The Bethel Royals opened this football season on the road against the Dubuque Spartans, 2015 champions of the Iowa Conference.

“We had played Wartburg a half-dozen times and wanted to schedule a different team from that conference,” Bethel coach Steve Johnson said. “When we scheduled the game a while back, we didn’t know we would be getting the defending champs.”

Bethel ran 100 plays and had 35 first downs. The Royals totaled 738 yards, with 294 rushing and 444 passing.

“Our offense was ridiculous, and I knew it would be,” Johnson said. “We have a lot of weapons, as many and maybe more than we’ve had here in my 28 years.”

There was another aspect of last Saturday’s game in Dubuque that was ridiculous:

A hundred plays, 35 first downs and 738 yards were not enough for the Royals to open with a victory.

Dubuque 70, Bethel 53.

“In 300 games as a coach, I’ve never seen one like it,” Johnson said. “We have good athletes on defense but mostly younger guys.

“I have to take responsibility for what happened. We didn’t make it simple enough. We didn’t adapt. We need to keep it simple until our defense gets more experience.”

Johnson shook his head. “We had some longer drives, and also drives when we scored fast, but not like them,” he said. “Three times in a row, they scored in one play. That kid … he runs 10.9 [in 100 meters]. We used a safety over the top, and he still was running past us.”

The kid was Dubuque’s Najee Toomer, a 5-10, 155-pound senior receiver. He caught touchdown passes of 81 and 65 yards on the first plays of drives, and 63 yards on a second play.

Jonathan Duarte, another wide receiver, had receptions of 60 and 43 yards on first plays.

For Bethel, Bryce Marquardt also had touchdown receptions of 63 and 68 yards from Andrew Dzurik on first plays of drives.

Connor Feckley was 31-for-47 for 634 yards and eight touchdowns as Dubuque’s quarterback. Dzurik, coming back from a 2015 injury, was 33-for-50 for 416 yards and three touchdowns for Bethel. Bridge Tusler also rushed for five touchdowns.

As Steve Johnson, now 60 and a football lifer, stated: Never seen a game like this.

The shock to people who follow MIAC football is seeing such a shootout involving Bethel. Over the past two decades, Bethel has spent most seasons battling for conference titles, and doing so with hard-nosed, clock-eating running games and outstanding defense.

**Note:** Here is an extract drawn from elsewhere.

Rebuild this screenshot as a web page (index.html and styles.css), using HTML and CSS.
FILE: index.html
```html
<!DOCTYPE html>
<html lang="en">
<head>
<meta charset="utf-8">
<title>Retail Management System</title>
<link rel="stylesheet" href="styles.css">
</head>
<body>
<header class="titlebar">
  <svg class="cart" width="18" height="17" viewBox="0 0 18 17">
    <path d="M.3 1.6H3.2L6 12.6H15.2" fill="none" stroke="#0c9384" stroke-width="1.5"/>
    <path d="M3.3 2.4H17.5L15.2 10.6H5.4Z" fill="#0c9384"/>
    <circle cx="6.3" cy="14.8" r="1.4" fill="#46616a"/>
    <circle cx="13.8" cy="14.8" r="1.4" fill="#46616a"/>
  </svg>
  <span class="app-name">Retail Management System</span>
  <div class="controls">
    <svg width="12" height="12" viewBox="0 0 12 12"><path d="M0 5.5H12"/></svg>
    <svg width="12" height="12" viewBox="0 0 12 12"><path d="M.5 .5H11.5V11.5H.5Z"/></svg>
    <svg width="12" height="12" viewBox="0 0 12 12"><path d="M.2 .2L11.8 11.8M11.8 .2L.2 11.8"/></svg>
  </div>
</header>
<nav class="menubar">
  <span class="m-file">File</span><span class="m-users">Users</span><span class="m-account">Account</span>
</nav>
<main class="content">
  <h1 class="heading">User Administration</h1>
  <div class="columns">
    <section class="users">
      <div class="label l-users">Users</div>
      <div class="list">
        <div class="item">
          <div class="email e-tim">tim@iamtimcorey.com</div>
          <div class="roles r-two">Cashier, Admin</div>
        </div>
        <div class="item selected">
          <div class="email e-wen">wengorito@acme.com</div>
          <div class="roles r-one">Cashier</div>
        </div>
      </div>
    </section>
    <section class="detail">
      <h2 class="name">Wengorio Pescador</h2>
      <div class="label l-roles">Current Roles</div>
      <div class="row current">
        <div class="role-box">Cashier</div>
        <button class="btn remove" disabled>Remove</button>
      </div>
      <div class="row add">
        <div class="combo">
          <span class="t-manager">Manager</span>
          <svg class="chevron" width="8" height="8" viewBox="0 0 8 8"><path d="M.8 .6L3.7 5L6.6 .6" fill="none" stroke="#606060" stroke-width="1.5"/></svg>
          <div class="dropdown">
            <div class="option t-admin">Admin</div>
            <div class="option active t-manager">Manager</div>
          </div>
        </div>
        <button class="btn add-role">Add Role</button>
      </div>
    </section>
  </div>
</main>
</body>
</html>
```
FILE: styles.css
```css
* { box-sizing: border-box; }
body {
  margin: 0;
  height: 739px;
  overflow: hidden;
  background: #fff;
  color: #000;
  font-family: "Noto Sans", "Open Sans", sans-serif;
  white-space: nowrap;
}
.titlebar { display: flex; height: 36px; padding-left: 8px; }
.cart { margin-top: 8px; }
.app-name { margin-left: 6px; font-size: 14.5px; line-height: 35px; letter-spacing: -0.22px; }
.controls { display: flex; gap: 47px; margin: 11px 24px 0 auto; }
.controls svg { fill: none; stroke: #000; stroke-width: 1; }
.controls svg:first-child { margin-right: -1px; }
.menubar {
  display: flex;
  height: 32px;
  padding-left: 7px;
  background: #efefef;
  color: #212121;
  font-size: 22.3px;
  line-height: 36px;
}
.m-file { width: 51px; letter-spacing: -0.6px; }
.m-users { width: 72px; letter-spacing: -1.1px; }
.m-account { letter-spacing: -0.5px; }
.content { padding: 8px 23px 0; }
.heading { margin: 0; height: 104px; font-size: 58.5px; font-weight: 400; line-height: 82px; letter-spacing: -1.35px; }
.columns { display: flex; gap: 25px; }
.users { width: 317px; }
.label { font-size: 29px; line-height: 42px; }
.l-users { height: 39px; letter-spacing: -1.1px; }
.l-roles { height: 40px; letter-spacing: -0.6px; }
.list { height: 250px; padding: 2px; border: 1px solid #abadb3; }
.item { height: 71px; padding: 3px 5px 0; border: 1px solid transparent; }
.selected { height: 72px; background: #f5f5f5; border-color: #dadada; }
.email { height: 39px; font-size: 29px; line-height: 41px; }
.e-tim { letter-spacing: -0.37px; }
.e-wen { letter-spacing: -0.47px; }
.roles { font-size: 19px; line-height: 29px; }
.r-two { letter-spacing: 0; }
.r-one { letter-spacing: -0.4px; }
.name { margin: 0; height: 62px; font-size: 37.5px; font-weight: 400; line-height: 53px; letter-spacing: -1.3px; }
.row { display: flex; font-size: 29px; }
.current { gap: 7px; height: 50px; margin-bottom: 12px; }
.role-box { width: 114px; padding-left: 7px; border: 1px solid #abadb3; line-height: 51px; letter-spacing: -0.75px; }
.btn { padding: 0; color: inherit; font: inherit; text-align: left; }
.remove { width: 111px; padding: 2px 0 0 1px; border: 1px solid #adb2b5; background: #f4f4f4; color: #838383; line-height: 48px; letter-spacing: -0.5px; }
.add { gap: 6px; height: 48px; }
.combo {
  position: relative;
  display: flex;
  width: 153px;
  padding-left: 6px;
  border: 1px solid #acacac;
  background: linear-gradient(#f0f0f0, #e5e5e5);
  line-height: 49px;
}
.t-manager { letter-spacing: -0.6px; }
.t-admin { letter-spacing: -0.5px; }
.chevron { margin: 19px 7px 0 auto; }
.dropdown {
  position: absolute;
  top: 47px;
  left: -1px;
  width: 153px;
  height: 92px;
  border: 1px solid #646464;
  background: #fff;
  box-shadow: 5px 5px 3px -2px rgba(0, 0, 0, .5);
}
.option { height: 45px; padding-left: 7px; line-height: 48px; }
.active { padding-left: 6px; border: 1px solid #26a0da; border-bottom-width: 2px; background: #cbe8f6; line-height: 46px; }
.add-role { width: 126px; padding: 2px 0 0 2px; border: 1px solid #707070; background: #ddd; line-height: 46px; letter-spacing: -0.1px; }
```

“We have the talent to do some things on offense … players well-suited to play fast,” Johnson said. “The plan is to be aggressive offensively, and also on defense.”

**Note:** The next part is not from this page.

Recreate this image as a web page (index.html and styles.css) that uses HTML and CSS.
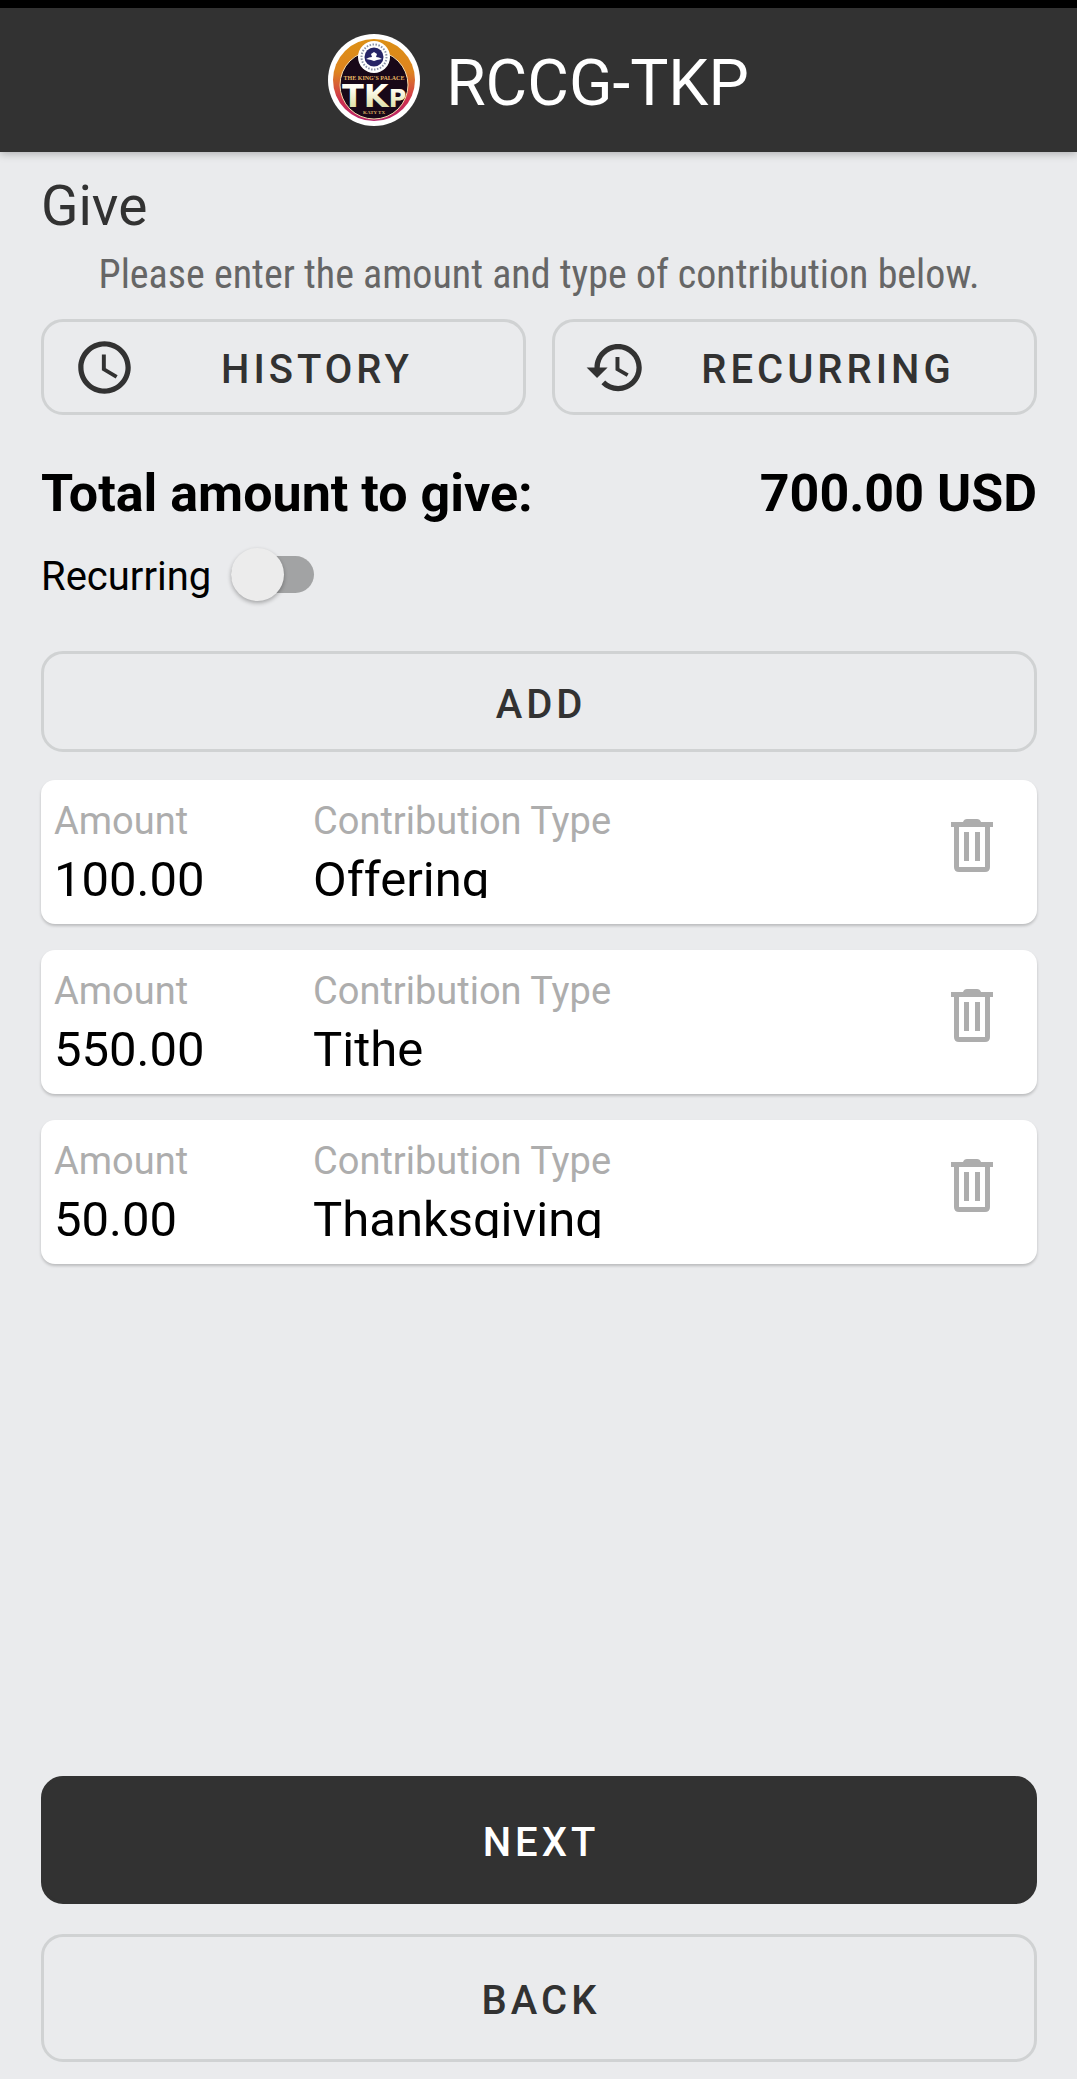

The offensive depth for the Royals is certainly impressive, starting at quarterback:

Dzurik is a senior from Lancaster, Pa., and the thrower. Trey Anderson, a sophomore from White Bear Lake, was the starter last season and is the runner. Johnson also said the quarterback in waiting, freshman Jake Marsh from Wayzata, is “really good.”

Tusler, a junior from Osseo, rivals St. Thomas’ Jordan Roberts as the best back in the league. Johnson also raves about Gunnar Bloom, a sophomore from Rogers, and then there are the receivers:

Marquardt, a senior from Champlin Park; Jackson Canfield, a 6-4 sophomore from Providence Academy; Drew Neuville, a senior tight end from Green Bay; and Tusler (among others) out of the backfield.

Yes, a lot of weapons to do some things, but 70 points, 634 yards and eight touchdowns allowed passing ….

What’s the shock level? Or: Is there a season to look back on where a bad opener was followed by an outstanding season?

“We have a memorable one,” Johnson said. “We lost the opener at Buena Vista in 2007, then went on a 12-game winning streak before losing to Mount Union in the national semifinals.”

The league has changed since then. St. Thomas went 2-6 in ’07 and changed coaches. Glenn Caruso came in to turn the Tommies into the MIAC giants and a national power.

Bethel has Carthage (Kenosha, Wis.) on Saturday in its home opener, and that should be victory No. 198 for Johnson. He’ll get to 200 and a few more this fall, but to repeat 2007, the Royals’ fast-playing, high-octane offense is going to need some help.

“Coaches always talk about their defense getting tired,” Johnson said. “This was a first for me. Dubuque scored so fast and we had the ball so much, I thought our offense got tired.”